→ **Exercise task**:
Give again, word for word, each line from the top of the listing through the line that holds "119, 149, 175];".

(begin)

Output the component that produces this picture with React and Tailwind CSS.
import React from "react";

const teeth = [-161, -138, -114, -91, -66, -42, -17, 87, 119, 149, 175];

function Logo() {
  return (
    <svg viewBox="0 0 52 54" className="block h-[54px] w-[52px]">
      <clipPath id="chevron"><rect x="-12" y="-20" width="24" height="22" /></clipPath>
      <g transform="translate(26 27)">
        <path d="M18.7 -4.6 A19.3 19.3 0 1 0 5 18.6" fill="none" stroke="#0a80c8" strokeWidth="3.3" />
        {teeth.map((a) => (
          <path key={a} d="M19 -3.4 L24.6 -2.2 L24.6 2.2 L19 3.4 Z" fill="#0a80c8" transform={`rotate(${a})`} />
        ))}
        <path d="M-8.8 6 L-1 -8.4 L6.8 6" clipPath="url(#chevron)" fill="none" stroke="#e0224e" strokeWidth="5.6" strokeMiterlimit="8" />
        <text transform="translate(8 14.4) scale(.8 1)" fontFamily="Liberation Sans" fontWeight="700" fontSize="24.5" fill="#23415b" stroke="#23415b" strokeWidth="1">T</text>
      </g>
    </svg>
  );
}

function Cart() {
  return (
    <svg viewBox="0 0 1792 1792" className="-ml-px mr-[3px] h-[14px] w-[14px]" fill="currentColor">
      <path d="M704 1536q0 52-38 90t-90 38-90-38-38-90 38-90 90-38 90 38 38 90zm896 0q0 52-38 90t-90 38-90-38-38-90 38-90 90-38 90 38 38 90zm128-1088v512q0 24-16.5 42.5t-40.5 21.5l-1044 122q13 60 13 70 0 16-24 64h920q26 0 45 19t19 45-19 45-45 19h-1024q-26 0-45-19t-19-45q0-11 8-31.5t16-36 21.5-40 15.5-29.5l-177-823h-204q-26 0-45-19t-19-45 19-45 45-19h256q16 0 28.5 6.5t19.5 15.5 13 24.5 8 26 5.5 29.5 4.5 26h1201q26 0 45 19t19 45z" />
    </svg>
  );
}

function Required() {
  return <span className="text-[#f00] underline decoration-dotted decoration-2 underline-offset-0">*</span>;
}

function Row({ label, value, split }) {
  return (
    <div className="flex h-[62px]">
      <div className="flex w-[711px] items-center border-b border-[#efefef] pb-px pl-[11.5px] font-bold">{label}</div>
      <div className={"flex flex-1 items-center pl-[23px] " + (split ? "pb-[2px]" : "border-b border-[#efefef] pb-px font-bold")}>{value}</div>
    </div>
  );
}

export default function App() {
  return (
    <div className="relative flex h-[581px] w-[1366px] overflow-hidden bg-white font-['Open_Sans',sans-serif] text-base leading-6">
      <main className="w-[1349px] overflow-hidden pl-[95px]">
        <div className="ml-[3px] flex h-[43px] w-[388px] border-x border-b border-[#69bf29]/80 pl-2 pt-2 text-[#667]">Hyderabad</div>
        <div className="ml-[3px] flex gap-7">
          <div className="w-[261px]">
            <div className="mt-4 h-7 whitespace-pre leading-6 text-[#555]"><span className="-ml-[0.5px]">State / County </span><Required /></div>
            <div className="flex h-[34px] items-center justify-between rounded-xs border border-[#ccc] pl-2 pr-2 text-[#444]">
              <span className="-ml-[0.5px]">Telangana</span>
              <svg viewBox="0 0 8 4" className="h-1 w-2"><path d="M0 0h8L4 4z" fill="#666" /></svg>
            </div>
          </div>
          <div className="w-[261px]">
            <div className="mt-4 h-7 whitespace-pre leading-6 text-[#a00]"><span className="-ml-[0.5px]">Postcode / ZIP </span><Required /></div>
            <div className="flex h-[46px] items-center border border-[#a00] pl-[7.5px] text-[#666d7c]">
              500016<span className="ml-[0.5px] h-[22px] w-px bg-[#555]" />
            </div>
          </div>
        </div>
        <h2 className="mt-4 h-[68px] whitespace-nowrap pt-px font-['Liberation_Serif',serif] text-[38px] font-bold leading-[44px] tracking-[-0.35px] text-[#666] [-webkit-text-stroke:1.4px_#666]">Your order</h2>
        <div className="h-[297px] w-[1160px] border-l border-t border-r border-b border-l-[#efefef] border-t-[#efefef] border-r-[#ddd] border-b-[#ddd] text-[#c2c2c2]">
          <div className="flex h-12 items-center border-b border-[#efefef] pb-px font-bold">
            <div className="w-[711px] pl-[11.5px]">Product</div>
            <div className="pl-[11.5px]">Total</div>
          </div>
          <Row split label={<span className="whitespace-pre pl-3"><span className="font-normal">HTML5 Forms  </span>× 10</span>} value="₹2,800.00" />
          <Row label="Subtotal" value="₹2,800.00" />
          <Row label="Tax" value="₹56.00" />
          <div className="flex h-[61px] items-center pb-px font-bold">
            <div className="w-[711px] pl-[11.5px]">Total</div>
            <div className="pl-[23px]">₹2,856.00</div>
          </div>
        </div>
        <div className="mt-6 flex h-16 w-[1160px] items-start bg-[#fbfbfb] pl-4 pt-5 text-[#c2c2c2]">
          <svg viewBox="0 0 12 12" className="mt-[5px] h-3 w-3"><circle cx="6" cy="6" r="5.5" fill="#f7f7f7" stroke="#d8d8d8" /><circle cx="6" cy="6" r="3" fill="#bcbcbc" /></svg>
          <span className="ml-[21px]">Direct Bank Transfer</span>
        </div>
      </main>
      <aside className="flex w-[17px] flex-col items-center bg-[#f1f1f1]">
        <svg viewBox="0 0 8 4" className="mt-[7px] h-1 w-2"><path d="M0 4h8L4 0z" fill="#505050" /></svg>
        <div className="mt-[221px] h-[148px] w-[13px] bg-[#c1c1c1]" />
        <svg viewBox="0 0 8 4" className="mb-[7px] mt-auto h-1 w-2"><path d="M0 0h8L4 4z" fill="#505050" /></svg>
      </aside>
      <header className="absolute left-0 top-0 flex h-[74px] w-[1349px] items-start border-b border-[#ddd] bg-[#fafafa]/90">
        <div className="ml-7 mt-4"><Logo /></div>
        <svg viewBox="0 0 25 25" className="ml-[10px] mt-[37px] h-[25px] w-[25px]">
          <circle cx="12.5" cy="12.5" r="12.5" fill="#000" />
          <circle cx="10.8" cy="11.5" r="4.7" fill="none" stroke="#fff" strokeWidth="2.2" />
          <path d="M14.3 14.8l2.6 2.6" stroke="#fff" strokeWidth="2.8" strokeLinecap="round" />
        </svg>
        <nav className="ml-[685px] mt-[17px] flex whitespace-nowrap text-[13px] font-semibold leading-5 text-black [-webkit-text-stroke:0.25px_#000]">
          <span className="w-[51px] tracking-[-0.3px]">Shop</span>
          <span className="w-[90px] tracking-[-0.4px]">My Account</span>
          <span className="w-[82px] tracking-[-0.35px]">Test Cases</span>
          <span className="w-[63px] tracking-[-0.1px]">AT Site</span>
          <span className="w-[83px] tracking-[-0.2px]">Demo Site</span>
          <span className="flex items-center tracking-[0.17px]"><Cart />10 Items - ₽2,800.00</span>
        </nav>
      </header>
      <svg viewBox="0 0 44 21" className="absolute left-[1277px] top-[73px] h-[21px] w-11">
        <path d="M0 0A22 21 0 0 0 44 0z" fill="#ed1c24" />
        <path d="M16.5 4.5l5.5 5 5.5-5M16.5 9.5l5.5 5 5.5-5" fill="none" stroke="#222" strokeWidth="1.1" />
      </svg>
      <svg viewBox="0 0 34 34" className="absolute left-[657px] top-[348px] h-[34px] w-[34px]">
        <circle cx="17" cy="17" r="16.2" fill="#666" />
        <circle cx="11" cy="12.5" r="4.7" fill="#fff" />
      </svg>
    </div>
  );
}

(end)

→ **Task output**:
Output the component that produces this picture with React and Tailwind CSS.
import React from "react";

const teeth = [-161, -138, -114, -91, -66, -42, -17, 87, 119, 149, 175];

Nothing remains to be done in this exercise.